Para Fernando Moura, da coordenação do MST,
“essa morosidade revela o poder dos fazendeiros. Vale lembrar que as áreas têm
dívidas grandes com a União, além do fato de ter sido encontrado trabalhadores
em condições análogas à escravidão na região”.
Violência interminável
Um fato até então desconhecido sobre a usina
de Cambahyba chocou a sociedade brasileira. A usina foi palco, no período da
Ditadura Militar, de um crime bárbaro. O ex-delegado do Departamento de Ordem
Política e Social (DOPS), Cláudio Guerra, conta no livro Memórias de uma Guerra
Suja que a usina de Cambahyba foi usada pelos militares para incinerar corpos
de militantes de esquerda que haviam sido mortos devido às torturas praticadas
pelo regime em órgãos como o próprio DOPS. Guerra conta que ele mesmo incinerou
dez corpos, dentre os quais estavam os de David Capistrano, João Massena Mello,
José Roman e Luiz Ignácio Maranhão Filho, dirigentes históricos do Partido
Comunista Brasileiro (PCB).
“Em determinado momento da guerra contra os
adversários do regime passamos a discutir o que fazer com os corpos dos eliminados
na luta clandestina. Estávamos no final de 1973. Precisávamos ter um plano.
Embora a imprensa estivesse sob censura, havia resistência interna e no
exterior contra os atos clandestinos, a tortura e as mortes”, relata Guerra.
A solução encontrada foi utilizar os fornos da
usina e queimar os corpos, de forma a não deixar vestígios. A usina, à época,
era propriedade do ex-vice-governador do estado do Rio, Heli Ribeiro, que topou
o acordo, pois ele “faria o que fosse preciso para evitar que o comunismo tomasse
o poder no Brasil”. Além disso, o regime militar oferecia armas a Heli para que
ele combatesse os sem terra da região.
Passados décadas desse trágico episódio, a
violência na região de Cambahyba continua. Em 2006, o acampamento Oziel Alves,
que abrigava 150 famílias sem terra há mais de seis anos, foi destruído em uma
operação pelas polícias militar e federal, com aval da Justiça do Estado e
acompanhados do dono usina, Cristóvão Lisandro.
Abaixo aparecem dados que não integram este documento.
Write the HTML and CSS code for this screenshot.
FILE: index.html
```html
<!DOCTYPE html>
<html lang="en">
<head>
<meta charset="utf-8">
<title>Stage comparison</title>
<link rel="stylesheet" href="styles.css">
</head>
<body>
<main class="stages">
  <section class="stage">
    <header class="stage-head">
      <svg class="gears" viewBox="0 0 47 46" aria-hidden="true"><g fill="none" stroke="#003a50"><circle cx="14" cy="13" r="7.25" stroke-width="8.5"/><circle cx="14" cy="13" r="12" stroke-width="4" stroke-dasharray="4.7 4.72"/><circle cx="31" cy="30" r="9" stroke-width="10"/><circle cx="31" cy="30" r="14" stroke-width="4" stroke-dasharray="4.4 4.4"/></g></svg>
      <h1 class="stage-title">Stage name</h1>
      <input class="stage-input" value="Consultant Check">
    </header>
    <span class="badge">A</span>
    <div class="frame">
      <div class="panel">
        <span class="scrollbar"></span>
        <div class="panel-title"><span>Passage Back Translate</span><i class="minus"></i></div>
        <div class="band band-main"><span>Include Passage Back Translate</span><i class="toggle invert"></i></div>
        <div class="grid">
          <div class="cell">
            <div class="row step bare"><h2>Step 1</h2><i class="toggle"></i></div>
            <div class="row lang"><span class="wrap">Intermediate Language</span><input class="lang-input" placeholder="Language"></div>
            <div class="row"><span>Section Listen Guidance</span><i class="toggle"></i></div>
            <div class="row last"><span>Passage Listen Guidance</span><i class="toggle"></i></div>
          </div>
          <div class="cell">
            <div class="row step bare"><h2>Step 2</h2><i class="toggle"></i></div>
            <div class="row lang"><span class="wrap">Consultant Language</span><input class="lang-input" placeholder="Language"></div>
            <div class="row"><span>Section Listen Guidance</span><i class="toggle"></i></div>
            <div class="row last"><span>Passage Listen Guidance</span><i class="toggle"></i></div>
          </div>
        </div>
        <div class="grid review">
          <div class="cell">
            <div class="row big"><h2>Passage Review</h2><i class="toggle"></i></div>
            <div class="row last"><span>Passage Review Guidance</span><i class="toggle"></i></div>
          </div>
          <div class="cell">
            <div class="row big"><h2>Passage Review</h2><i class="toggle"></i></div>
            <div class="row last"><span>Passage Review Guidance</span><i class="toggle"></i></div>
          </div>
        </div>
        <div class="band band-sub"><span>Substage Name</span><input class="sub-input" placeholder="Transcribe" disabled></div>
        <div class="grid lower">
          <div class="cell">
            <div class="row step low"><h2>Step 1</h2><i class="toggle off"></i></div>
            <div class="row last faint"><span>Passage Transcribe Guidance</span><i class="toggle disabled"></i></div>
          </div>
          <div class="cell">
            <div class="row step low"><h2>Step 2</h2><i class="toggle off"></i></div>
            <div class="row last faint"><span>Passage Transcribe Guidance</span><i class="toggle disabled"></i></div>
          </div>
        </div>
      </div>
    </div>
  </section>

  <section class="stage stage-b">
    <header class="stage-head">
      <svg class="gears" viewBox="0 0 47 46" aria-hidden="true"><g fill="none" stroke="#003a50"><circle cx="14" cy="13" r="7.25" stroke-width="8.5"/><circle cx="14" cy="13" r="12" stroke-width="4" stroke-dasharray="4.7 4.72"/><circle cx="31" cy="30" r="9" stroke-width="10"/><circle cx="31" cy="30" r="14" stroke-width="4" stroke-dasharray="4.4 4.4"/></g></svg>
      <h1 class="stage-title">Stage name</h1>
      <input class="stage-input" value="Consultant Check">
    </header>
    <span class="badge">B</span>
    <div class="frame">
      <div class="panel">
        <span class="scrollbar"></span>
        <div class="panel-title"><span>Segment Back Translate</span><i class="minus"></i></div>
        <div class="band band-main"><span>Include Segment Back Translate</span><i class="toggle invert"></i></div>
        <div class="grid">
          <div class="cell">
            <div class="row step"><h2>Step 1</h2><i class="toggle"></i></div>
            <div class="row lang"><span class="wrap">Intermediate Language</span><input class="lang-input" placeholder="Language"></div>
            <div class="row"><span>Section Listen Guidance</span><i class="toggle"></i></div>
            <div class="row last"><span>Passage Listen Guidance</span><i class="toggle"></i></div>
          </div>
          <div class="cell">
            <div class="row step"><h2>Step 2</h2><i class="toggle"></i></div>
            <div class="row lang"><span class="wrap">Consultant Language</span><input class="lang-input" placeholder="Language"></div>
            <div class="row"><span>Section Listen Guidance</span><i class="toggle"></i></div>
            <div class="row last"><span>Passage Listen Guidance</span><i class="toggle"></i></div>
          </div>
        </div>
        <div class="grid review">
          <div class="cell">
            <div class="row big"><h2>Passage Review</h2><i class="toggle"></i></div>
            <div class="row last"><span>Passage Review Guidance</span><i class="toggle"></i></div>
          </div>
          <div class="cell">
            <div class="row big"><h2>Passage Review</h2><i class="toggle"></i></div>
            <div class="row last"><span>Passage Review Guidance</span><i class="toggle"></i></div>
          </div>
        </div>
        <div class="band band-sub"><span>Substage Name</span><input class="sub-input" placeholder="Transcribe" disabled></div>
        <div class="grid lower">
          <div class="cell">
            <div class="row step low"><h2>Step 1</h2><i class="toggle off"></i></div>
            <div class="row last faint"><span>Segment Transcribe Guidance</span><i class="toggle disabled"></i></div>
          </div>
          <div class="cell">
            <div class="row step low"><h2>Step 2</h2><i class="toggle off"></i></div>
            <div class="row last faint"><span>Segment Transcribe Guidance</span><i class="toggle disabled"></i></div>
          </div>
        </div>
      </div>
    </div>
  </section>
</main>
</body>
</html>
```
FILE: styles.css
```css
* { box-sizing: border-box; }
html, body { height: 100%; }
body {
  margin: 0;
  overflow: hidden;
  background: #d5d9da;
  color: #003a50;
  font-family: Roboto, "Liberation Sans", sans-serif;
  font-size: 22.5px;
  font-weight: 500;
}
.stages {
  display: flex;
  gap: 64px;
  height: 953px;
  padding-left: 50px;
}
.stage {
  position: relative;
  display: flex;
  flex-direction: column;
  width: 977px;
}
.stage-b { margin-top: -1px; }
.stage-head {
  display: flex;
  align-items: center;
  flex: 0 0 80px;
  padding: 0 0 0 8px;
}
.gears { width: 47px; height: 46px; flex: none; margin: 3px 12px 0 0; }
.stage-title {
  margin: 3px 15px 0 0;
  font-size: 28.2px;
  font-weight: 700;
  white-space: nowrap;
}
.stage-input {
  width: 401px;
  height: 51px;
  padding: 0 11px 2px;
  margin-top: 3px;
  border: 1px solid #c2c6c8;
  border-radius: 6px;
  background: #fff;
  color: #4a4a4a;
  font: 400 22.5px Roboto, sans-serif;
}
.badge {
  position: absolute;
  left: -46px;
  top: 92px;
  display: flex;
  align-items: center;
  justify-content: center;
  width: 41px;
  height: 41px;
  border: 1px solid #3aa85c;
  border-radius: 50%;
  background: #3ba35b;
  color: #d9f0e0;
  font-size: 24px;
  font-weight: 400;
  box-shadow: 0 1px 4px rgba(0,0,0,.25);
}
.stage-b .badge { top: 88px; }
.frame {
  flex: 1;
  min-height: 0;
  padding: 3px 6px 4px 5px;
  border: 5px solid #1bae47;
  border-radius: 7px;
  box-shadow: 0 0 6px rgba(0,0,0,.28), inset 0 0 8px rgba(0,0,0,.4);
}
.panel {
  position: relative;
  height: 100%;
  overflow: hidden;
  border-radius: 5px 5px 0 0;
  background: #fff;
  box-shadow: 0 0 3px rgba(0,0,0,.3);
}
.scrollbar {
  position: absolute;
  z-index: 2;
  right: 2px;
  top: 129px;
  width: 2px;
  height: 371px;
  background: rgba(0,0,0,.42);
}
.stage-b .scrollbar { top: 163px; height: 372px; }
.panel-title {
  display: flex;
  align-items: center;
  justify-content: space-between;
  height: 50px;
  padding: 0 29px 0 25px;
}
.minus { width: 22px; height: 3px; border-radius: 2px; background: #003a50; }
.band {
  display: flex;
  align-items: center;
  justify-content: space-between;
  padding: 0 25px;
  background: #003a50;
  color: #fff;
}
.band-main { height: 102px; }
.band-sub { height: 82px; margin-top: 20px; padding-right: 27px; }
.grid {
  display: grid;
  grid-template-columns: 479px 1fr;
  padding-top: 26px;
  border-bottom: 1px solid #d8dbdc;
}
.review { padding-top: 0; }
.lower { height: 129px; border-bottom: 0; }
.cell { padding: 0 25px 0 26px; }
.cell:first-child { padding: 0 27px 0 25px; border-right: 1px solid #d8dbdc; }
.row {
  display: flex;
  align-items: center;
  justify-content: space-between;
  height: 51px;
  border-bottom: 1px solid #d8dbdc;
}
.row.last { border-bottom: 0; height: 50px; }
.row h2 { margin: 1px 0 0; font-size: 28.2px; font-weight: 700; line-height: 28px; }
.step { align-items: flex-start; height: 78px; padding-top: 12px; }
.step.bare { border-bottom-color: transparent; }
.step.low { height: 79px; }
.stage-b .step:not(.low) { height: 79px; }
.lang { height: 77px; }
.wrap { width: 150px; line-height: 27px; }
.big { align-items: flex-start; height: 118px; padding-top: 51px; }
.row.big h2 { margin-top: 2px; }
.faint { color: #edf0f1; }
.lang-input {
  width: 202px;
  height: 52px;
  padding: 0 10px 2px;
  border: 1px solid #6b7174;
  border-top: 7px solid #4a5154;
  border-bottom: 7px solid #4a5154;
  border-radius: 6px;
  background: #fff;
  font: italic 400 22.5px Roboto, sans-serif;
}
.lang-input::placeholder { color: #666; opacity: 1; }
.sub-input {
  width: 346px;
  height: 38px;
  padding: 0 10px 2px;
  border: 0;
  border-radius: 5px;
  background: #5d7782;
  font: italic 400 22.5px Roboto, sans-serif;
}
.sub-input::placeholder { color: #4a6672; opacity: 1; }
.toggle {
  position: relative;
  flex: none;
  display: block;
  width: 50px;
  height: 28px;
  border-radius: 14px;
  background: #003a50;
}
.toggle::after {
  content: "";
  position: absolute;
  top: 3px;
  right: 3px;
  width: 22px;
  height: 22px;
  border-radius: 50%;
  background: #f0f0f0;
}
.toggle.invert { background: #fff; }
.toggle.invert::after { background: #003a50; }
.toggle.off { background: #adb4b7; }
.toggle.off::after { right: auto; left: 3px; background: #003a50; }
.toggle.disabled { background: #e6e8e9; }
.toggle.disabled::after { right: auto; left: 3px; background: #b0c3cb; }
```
Não houve diálogo nem negociação com a
população, que além de habitar a área, produzia hortifrutigranjeiros e gado de
leite: as pessoas foram retiradas à força de seus lares, sem poder salvar seus
pertences. As estradas próximas ao acampamento foram trancadas, o que impediu
que a imprensa pudesse cobrir os fatos quando a operação começou – ela só teve
acesso ao acampamento cinco horas após o início da operação policial -, e os
policiais entraram nas casas sem apresentar ordem judicial, destruindo
pertences dos moradores.
Os Sem Terra que tentaram negociar foram
presos, agredidos física e moralmente, e só saíram da delegacia após assinarem
declaração de que portavam “armas brancas”, que eram na verdade as ferramentas
de trabalho dos produtores. Após a revista nas casas pelos policiais, elas
foram derrubadas por máquinas, deixando os moradores sem qualquer amparo.
Desapropriação
Francisco conta que, desde outubro do ano
passado, a decisão de desapropriar as áreas está na 2ª Vara de Justiça do
Estado. O MST pretende pressionar para que a decisão seja favorável à Reforma
Agrária. Segundo Francisco, após saber do passado trágico da usina, diz que “a
violência da Ditadura e do latifúndio tem uma relação grande. Agora, a luta se
intensifica, para tornar esta terra produtiva com a Reforma Agrária e denunciar
a postura de um Judiciário que favorece os proprietários”.